Deputy Speaker Luigi Di Maio, the top lawmaker in Italy’s main protest party, said his group must be more constructive and that an election-law compromise with Prime Minister Matteo Renzi might be the first step.

“Our goal is relatively small, meaning the electoral law, but from there, we’ll see,” Di Maio said yesterday in an interview at his office in Rome’s Chamber of Deputies. “It’s now up to us to convince Italians that we’re a trustworthy force for government.”

Di Maio, 27, is embracing dialogue after his Five Star Movement spent its first year in parliament denouncing the government and obstructing legislation. Help from Five Star and its 144 lawmakers might give Renzi, 39, the flexibility to pass a new election law, one of his top priorities.

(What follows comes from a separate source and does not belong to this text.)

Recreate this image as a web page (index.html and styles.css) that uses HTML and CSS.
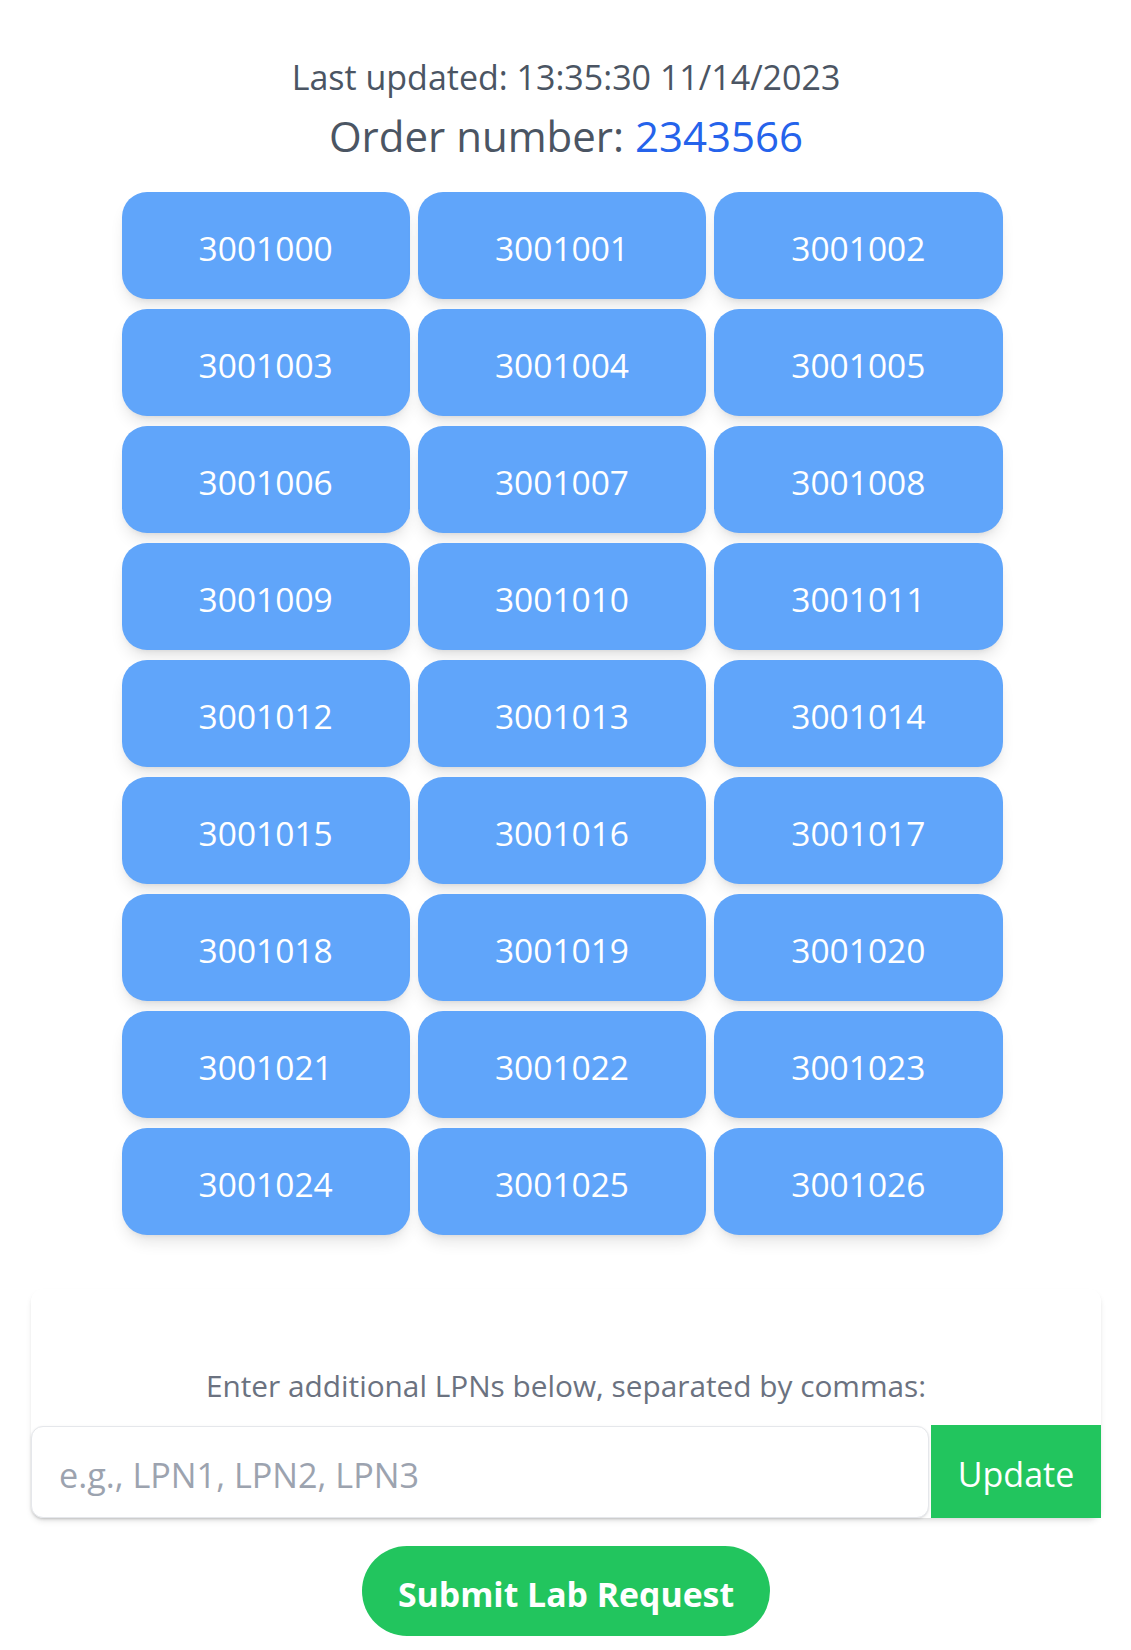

Five Star published an open letter to Renzi two days ago requesting a meeting. Di Maio said his party hasn’t had a reply yet.

The current election rules have been blamed for fragmentation in parliament and government instability. Both Renzi and Five Star have said they want a rewrite that gives the biggest parties a chance to take a majority of the seats in the legislature even if they don’t capture 50 percent of the vote in an election.

Differences include Renzi’s push for runoff ballots and Five Star’s insistence that voters be given the opportunity to choose a specific candidate on a party list. Di Maio said he will take Renzi’s best offer and propose it to Five Star members in an Internet referendum.

“Then we’ll have a clear idea about what we can or cannot compromise on,” he said.

Grillo’s Child

Five Star’s transformation illustrates the challenges in store for Europe’s protest parties once the exhilaration of a first ballot-box victory wears off. Five Star, founded by comedian Beppe Grillo to denounce corruption and sweep established politicians out of office, dubbed itself the “French Revolution without the guillotine” shortly after its initial success.

Grillo won a quarter of the vote in the February 2013 election by tapping into voter frustration over recession and European Union rules. In last month’s EU election, that formula was replicated with success for anti-establishment groups in other countries across Europe, while in Italy, support for Five Star dropped by four percentage points.

Di Maio blamed himself and his colleagues, saying the party must be “less sensationalist” and do more to contribute to legislation. Grillo, 65, never joined parliament and continues to lead the party from outside Rome while he continues his satirical performances in theaters.

“Beppe Grillo got 25 percent by himself,” Di Maio said of the 2013 election. “This time we got 21 percent, what changed? We were around. We’re the ones, those who got elected last year, who have to do the self-criticism.”